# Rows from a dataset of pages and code
━━━━━━━━━━
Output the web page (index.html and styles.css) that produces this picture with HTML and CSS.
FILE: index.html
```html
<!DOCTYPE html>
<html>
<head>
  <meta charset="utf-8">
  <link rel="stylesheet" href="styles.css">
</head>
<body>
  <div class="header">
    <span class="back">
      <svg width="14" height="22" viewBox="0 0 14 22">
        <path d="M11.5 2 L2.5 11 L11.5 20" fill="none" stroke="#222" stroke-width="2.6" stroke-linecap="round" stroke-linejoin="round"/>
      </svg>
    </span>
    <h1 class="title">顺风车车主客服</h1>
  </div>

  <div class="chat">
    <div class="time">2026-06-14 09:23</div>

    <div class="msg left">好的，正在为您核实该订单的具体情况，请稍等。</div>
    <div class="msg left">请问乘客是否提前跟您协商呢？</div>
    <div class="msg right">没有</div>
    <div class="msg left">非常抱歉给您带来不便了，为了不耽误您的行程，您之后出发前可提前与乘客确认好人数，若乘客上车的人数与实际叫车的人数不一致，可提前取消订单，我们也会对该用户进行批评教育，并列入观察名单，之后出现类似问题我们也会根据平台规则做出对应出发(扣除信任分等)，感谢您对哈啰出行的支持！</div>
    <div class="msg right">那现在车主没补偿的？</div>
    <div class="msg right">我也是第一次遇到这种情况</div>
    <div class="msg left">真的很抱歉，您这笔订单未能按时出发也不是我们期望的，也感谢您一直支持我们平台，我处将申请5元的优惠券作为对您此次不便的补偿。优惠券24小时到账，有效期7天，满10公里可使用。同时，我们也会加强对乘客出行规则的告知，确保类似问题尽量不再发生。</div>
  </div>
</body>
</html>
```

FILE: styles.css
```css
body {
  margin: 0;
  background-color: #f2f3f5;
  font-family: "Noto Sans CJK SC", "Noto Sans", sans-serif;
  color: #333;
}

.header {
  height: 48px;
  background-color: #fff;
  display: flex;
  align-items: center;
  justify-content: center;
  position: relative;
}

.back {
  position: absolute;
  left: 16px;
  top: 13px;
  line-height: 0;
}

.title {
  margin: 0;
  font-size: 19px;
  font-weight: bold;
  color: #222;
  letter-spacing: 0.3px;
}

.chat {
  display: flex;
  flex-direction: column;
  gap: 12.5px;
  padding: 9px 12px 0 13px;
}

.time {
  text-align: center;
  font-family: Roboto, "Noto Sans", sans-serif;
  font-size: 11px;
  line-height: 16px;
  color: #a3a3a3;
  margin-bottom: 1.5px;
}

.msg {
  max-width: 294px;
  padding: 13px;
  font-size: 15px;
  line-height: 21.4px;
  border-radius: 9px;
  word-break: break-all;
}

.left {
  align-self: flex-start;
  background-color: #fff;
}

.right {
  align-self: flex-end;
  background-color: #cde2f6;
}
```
━━━━━━━━━━
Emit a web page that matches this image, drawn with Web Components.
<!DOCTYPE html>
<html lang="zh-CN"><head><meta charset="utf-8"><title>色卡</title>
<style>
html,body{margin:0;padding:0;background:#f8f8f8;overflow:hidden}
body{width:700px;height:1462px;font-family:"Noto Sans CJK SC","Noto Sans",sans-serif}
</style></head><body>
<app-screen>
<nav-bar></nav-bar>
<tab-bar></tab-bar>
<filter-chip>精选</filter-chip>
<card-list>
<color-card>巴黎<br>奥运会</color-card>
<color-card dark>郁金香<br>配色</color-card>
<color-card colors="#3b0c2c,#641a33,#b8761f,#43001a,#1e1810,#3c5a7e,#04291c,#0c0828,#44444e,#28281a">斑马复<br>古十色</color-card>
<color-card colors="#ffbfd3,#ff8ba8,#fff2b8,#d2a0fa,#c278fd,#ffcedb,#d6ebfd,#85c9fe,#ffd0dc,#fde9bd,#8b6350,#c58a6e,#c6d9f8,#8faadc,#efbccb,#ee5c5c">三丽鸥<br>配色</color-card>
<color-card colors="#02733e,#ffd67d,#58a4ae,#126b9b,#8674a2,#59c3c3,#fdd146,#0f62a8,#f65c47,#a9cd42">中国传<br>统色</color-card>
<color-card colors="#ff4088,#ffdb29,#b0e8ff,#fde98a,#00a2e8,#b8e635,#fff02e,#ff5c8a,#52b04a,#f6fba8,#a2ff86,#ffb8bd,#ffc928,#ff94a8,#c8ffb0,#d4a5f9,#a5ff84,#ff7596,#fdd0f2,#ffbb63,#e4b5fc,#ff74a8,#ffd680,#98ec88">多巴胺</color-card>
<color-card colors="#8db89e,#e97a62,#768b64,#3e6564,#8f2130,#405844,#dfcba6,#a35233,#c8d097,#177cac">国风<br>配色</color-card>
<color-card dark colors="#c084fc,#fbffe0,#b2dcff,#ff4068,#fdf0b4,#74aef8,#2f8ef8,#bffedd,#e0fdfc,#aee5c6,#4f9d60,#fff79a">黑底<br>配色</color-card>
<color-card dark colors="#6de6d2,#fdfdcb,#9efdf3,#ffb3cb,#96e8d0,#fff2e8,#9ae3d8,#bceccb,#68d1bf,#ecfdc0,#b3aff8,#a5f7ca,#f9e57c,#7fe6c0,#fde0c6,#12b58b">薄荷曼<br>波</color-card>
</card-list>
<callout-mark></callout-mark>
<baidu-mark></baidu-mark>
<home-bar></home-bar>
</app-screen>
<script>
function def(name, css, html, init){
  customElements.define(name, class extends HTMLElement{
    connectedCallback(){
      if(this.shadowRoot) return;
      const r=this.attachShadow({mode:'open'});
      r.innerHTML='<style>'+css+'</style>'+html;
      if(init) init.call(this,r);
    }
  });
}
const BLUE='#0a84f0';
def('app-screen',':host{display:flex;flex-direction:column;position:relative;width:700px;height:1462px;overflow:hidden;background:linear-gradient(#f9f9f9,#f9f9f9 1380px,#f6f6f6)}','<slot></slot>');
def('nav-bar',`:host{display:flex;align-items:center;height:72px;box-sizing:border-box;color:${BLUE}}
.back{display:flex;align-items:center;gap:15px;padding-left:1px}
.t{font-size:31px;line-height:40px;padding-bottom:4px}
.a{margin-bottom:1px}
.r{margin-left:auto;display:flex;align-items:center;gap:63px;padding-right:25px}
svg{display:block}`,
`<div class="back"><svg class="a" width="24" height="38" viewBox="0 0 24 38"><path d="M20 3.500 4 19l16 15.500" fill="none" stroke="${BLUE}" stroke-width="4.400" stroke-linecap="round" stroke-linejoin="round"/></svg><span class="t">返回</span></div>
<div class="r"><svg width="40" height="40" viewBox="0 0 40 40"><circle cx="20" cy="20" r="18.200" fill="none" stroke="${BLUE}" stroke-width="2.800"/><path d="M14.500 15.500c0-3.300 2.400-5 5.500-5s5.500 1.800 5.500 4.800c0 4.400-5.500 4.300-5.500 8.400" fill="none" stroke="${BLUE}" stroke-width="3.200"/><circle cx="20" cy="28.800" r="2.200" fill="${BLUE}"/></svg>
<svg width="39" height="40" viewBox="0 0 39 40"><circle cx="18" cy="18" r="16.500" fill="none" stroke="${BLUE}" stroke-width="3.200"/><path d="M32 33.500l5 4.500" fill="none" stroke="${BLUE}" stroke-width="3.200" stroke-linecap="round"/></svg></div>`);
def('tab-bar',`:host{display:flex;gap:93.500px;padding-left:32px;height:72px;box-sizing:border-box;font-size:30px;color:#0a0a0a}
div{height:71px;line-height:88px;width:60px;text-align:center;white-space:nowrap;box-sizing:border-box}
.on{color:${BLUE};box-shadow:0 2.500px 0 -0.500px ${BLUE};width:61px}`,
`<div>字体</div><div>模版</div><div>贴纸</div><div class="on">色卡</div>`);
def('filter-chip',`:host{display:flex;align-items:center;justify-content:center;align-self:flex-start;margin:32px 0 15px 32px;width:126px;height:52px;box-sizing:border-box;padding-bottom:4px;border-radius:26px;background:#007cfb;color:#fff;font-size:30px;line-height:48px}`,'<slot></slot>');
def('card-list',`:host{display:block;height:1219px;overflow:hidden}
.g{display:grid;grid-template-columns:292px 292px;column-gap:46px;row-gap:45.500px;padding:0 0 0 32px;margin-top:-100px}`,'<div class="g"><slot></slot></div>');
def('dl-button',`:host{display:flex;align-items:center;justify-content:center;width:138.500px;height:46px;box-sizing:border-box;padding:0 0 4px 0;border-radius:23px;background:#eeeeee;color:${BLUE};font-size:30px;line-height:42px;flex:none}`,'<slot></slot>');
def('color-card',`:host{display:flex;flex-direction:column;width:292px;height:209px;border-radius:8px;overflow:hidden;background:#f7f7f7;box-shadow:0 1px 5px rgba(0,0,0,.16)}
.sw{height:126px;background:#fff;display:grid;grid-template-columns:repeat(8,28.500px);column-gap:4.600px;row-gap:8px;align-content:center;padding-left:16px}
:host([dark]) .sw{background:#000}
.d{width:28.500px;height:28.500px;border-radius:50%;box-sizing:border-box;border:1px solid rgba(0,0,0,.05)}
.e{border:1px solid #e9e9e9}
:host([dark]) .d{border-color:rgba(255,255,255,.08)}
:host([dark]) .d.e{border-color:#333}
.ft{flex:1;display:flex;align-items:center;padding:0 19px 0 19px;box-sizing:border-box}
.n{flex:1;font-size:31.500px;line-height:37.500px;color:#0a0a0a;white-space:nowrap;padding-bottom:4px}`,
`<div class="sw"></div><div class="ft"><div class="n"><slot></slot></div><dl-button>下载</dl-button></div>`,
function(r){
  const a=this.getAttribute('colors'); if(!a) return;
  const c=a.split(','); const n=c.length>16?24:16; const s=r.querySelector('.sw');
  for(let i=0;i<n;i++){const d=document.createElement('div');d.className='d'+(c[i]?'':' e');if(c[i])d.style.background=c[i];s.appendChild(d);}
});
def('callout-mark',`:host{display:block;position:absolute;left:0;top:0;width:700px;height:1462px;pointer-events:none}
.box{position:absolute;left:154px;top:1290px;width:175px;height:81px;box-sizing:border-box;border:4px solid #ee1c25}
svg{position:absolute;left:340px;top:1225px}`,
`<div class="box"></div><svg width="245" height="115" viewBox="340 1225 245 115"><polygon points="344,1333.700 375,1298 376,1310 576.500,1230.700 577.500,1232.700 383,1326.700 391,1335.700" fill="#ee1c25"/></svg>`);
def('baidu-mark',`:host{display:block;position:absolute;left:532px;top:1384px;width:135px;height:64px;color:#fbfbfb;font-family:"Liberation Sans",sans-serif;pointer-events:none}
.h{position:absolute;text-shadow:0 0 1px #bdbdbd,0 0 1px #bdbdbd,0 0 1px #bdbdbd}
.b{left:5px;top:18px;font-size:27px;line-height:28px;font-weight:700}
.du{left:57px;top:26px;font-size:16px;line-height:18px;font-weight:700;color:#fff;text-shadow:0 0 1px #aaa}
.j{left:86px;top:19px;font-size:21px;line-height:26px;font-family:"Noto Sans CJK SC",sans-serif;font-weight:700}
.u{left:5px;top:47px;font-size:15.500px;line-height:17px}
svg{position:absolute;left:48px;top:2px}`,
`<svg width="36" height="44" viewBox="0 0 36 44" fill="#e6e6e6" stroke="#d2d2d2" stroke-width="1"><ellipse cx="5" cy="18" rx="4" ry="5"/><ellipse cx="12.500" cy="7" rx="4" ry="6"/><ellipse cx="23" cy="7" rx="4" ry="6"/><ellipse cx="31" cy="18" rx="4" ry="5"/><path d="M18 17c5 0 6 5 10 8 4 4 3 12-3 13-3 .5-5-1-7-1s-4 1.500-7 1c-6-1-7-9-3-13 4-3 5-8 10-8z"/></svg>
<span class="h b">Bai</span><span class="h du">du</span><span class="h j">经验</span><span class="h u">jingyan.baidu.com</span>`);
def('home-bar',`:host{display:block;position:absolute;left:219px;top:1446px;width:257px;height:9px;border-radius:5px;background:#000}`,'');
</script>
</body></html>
━━━━━━━━━━
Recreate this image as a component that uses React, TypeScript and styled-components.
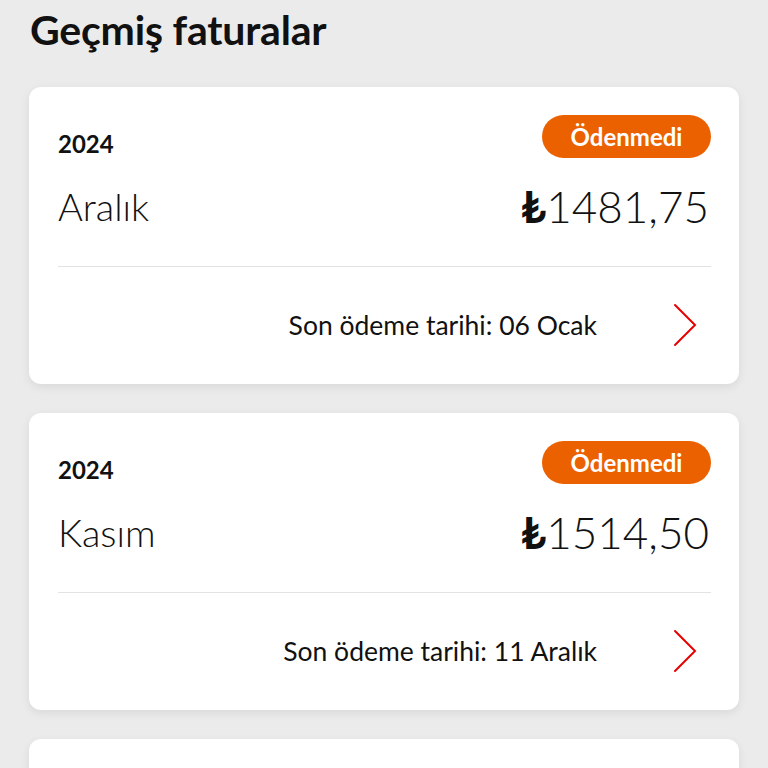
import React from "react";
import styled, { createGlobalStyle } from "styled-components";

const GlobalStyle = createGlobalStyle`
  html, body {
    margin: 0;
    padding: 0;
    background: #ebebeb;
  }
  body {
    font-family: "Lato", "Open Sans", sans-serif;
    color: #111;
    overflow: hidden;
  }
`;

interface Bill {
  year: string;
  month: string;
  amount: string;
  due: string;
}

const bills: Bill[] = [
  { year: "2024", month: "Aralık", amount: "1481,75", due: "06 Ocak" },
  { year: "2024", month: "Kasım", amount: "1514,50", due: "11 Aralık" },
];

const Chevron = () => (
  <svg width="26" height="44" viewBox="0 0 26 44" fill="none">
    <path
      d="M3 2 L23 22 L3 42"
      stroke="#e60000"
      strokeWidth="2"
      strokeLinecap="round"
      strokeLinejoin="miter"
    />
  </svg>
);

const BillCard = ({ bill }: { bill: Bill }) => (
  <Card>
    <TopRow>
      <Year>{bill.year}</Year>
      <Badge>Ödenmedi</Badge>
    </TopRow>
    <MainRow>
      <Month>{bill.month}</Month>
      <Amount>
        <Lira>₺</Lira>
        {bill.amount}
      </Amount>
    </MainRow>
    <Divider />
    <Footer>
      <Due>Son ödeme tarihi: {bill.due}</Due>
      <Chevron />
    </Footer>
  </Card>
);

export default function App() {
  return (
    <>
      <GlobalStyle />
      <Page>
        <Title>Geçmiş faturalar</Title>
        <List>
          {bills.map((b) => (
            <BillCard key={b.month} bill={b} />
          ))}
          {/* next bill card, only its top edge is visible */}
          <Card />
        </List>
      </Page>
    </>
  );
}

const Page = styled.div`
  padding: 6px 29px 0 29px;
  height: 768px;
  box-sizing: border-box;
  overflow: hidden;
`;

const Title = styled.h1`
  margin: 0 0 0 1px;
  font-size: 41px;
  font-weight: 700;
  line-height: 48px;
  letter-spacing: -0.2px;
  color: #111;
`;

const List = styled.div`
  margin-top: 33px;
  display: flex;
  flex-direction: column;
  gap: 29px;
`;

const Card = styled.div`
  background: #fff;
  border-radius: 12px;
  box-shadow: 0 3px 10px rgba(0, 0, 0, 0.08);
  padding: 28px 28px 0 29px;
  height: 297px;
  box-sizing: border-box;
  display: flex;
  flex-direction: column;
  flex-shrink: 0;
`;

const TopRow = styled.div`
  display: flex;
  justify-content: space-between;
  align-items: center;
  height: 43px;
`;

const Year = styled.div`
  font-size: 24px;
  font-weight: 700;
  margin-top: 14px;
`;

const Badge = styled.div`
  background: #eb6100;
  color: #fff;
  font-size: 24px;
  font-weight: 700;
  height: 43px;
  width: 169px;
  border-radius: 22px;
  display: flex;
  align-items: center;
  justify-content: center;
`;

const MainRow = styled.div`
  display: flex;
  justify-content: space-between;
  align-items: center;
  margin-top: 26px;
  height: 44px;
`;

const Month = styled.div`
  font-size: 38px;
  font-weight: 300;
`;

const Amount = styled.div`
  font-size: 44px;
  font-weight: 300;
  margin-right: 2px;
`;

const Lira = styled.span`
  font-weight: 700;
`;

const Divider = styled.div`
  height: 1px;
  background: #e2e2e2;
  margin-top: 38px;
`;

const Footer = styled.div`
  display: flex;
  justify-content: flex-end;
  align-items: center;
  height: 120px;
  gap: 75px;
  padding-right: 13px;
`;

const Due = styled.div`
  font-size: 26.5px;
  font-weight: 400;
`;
━━━━━━━━━━
# EXERCISE
Pick out the lines that include the word "image" and write them out.

# EXPECTED OUTPUT
Emit a web page that matches this image, drawn with Web Components.
Recreate this image as a component that uses React, TypeScript and styled-components.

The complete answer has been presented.